Having so posited a course given positive appreciation of the pinion, we need to comment on the plausibility of a positive position, from the simple anticipation that it might be argued that claiming to have had a hand in causing the crisis is patently negative and to offer to remove it for a fee is patently extortive. I will argue that the pinion is also a claim that the world economy can be made better by me than it was before the crisis occurred, not just returned to regularity. I will not be able to clarify the decision to cause harm in order to get the world's attention. It is easy to anticipate that a claim that I had the ability to improve the world economy and would anyone like to deposit into an escrow to that end, would not be taken seriously no matter how much authority was behind it, or rather one must say that that kind of authority does not exist at present. Given that no escrow, lacking evidence, is realizable, a demonstration is unavoidable. Given a demonstration, a positive demonstration is not sustainable as it tends to disassociate boundaries of personal volition, whereas a negative demonstration is more sustainable as it has distinct quasi-national qualities that a positive demonstration does not have. These affectations, as they alight here more or perhaps less persuasively, just happen to correspond to the emerging codes which engendered the pinion, and were utterly surprising to me i might add.
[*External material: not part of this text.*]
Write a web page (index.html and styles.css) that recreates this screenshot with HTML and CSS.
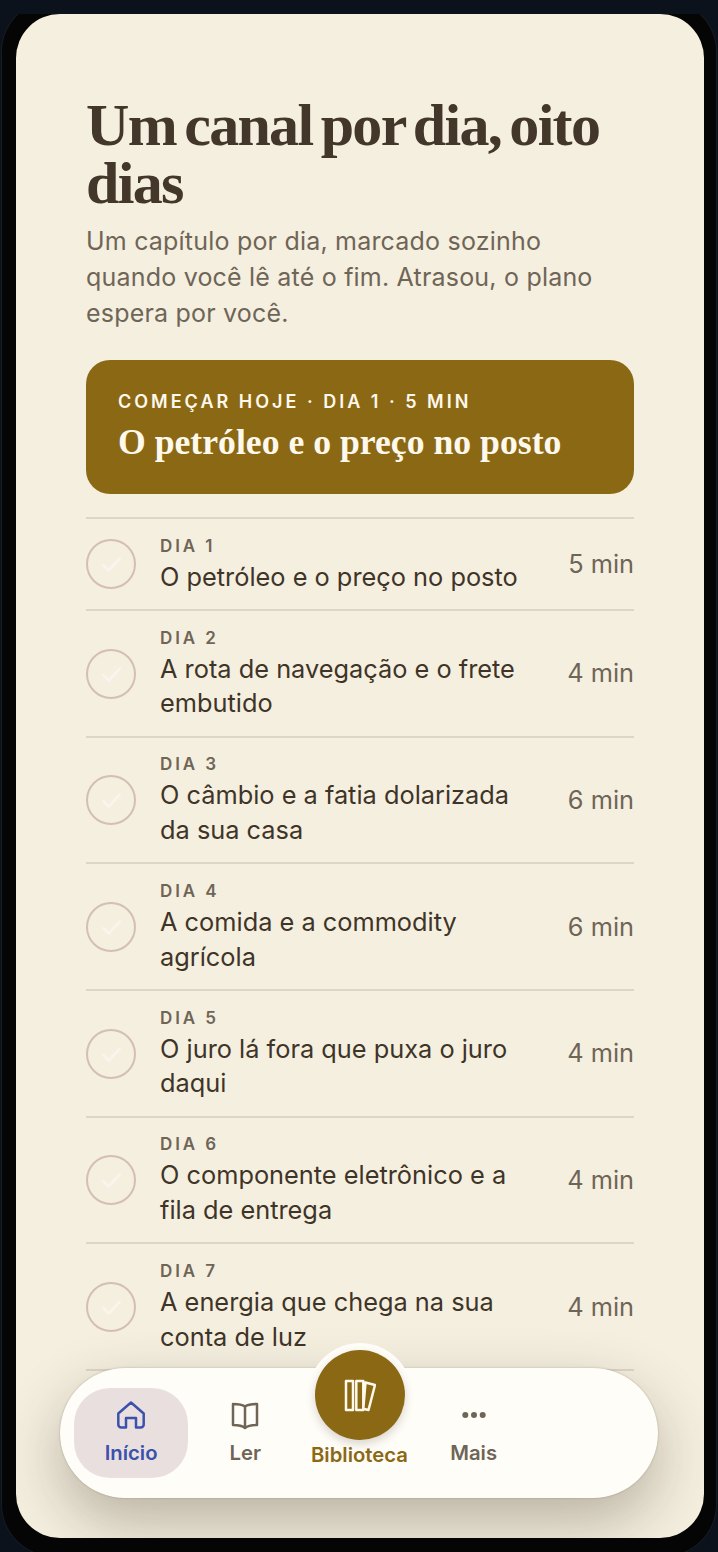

This correspondence lends credibility to the enterprise of the pinion for my position. Whether it lends credibility to it for the other position, that of those who deposit into the escrow if this happens, is anyone's guess.
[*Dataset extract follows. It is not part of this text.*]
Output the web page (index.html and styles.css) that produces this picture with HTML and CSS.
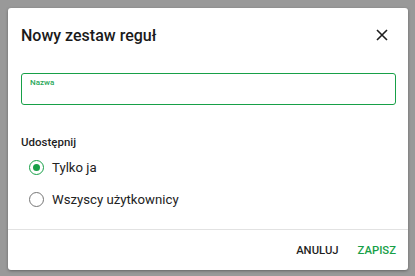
FILE: index.html
```html
<!DOCTYPE html>
<html lang="pl">
  <head>
    <meta charset="UTF-8" />
    <title>Nowy zestaw reguł</title>
    <link rel="stylesheet" href="styles.css">
  </head>
  <body>
    <!-- Dialog -->
    <div class="dialog">
      <div class="dialog-header">
        <h2 class="dialog-title">Nowy zestaw reguł</h2>
        <button class="close-button" aria-label="Zamknij">
          <svg width="12" height="12" viewBox="0 0 12 12">
            <path d="M1 1L11 11M11 1L1 11" stroke="#1f1f1f" stroke-width="1.6" fill="none" />
          </svg>
        </button>
      </div>

      <div class="dialog-body">
        <!-- Name field -->
        <div class="field">
          <label class="field-label" for="name">Nazwa</label>
          <input class="field-input" id="name" type="text" />
        </div>

        <!-- Share options -->
        <div class="share">
          <div class="share-title">Udostępnij</div>
          <label class="radio">
            <span class="radio-circle checked"></span>
            Tylko ja
          </label>
          <label class="radio">
            <span class="radio-circle"></span>
            Wszyscy użytkownicy
          </label>
        </div>
      </div>

      <div class="dialog-footer">
        <button class="text-button">ANULUJ</button>
        <button class="text-button primary">ZAPISZ</button>
      </div>
    </div>
  </body>
</html>
```

FILE: styles.css
```css
/* Reset and backdrop */
html,
body {
  margin: 0;
  padding: 0;
  height: 100%;
  overflow: hidden;
}

body {
  background: #999999;
  font-family: Roboto, "Noto Sans", sans-serif;
  color: #1f1f1f;
  padding: 8px;
  box-sizing: border-box;
}

/* Dialog card */
.dialog {
  width: 400px;
  height: 262px;
  background: #ffffff;
  border-radius: 3px;
  box-shadow: 0 1px 3px rgba(0, 0, 0, 0.35);
  display: flex;
  flex-direction: column;
}

.dialog-header {
  display: flex;
  justify-content: space-between;
  align-items: center;
  padding: 8px 16px 0 13px;
  height: 38px;
}

.dialog-title {
  margin: 0;
  font-size: 16px;
  font-weight: 500;
  color: #1a1a1a;
}

.close-button {
  background: none;
  border: none;
  padding: 4px;
  display: flex;
  cursor: pointer;
}

.dialog-body {
  flex: 1;
  padding: 19px 12px 0 13px;
}

/* Name field */
.field {
  position: relative;
}

.field-label {
  position: absolute;
  top: 5px;
  left: 9px;
  font-size: 8px;
  font-weight: 500;
  color: #2aa85a;
}

.field-input {
  width: 100%;
  height: 32px;
  box-sizing: border-box;
  border: 1.5px solid #17a047;
  border-radius: 3px;
  outline: none;
}

/* Share options */
.share {
  margin-top: 30px;
}

.share-title {
  font-size: 11.5px;
  font-weight: 500;
  margin-bottom: 2px;
}

.radio {
  display: flex;
  align-items: center;
  gap: 8px;
  height: 32px;
  padding-left: 8px;
  font-size: 13.2px;
  color: #222222;
}

.radio-circle {
  width: 13px;
  height: 13px;
  border: 1.6px solid #757575;
  border-radius: 50%;
  display: flex;
  align-items: center;
  justify-content: center;
}

.radio-circle.checked {
  border-color: #17a047;
}

.radio-circle.checked::after {
  content: "";
  width: 7px;
  height: 7px;
  border-radius: 50%;
  background: #17a047;
}

/* Footer */
.dialog-footer {
  border-top: 1px solid #e2e2e2;
  height: 40px;
  display: flex;
  justify-content: flex-end;
  align-items: center;
  gap: 19px;
  padding-right: 12px;
}

.text-button {
  background: none;
  border: none;
  padding: 0;
  font-family: inherit;
  font-size: 11.3px;
  font-weight: 500;
  color: #1f1f1f;
  cursor: pointer;
}

.text-button.primary {
  color: #17a047;
}
```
All these deliberations weigh on the choice of small happiness for me by someone and the claimed consequence of return to regularity of the world economy. They establish a base on which to approach the seemingly imaginary enterprise of the choice of large happiness for me by someone to the tune of $7 billion and the claimed consequence of a higher global standard of living, one might say in ignorance of the many dangers of distributive inequalities already pervasive. by for now.

Monday, November 17, 2008

my background in computers

My first experience with computers was just out of high school. I got a summer job, as a good physics student, at the Fermi National Accelerator Laboratory in Batavia, IL, which was in its beginning stages of formation and hadn't even broken ground yet for the accelerator.

My boss was a physicist, Dr. David F. Sutter, from Cornell. Dave taught me the basics of circuits, and of logic. I was his only student. He would tutor me in his office. My own space was in an adjacent butler building, or large warehouse type structure. It was large and so was my space. Dave gave me a project to build a circuit, a high frequency clock. He stepped me through it at first and I finished it off. Then we debugged it together until it worked. I managed the lab supplies, getting requisitions for all the stuff Dave wanted us to have, getting some of it from the lab stock house, and ordering some of it from mail order catalogs, Allied and some other house. I learned to use the shop in the lab, drill press, band saw, bending machine, punch, etc. The manager of the shop was Bill Carter, a sturdy, unfrilled but warm and fatherly man, and he was very helpful. Another Cornell man came to work with us, Howie Pfeffer. He amazed me with his ability to debug quickly things I thought were real complicated. It always involved the oscilloscope because everything we did involved high frequencies.

Then I was put to work on my own project, a comparator and interrupt of a small minicomputer. I designed the circuit, with clear steering by dave, built it, and scouted out the computer interrupt. To do that I had to learn to program the computer in its own machine language. It was a Variandata 620i computer, with a language called DAS, for data assembly system. Another physicist, Chuck Schmidt, taught me how to run and program it. It was located in another building, supported by air pressure alone for some technical reason. You entered through a pressure-maintaining door.

i was thrilled with the work involving the computer. I picked it up real fast. One of the electronic technicians told me he was really impressed with how fast I picked it up.

There was a teletype terminal that I typed the programs with. It produced a paper tape that was fed into another input. The computer had switches on its frame that enabled you to step through your programs to debug them. These were called sense switches.

Then in the back there was an interface for the interrupt. My circuit had to connect to it there, and there were eight switches on my circuit. these created eight bits, zero or one each, that when the computer clock got to that number in eight bits, it was interrupted. This process was necessary to enable accelerator control to divert local control stations from their routine operations and have them do something special that came up, which it might in such a large machine. The accelerator was to be four miles in circumference.

That's all for this post.

Saturday, November 8, 2008

the nature of the pinion

Having set down a claim that the current financial crisis is in my power to end, it must be set down some description of the connection between my effects and the effects of the universe. (Why be timid, right?)
There is in the obelisk at left (update: obelisk removed because it is in doubt.) an implication that to derive this explanation of mental illness some science is necessary. No one will venture to ask what such science might be unless they find the explanation credible. I am not going to reveal the science, but the explanation might be found reasonable and some may wonder what the science is. I will say that it is sufficient to describe all life in terms of physics.

So being mentally ill, needing to figure it out, and succeeding, I am the sole Homo sapiens keeper of a physical description of life sufficient to begin or end a global financial crisis. I didn't actually decide to cause it. I decided to cause a negative result for life of unpredictable magnitude, a cause which I can reverse or worsen at my option, which decision on my part is communicated to Homo sapiens and they allowed to do as they please toward me, which to now is as a draftee into mental illness with all the misery there attached. Now, however, there is the matter of my decision to act one way or the alternate way which may or may not relate to global financial conditions.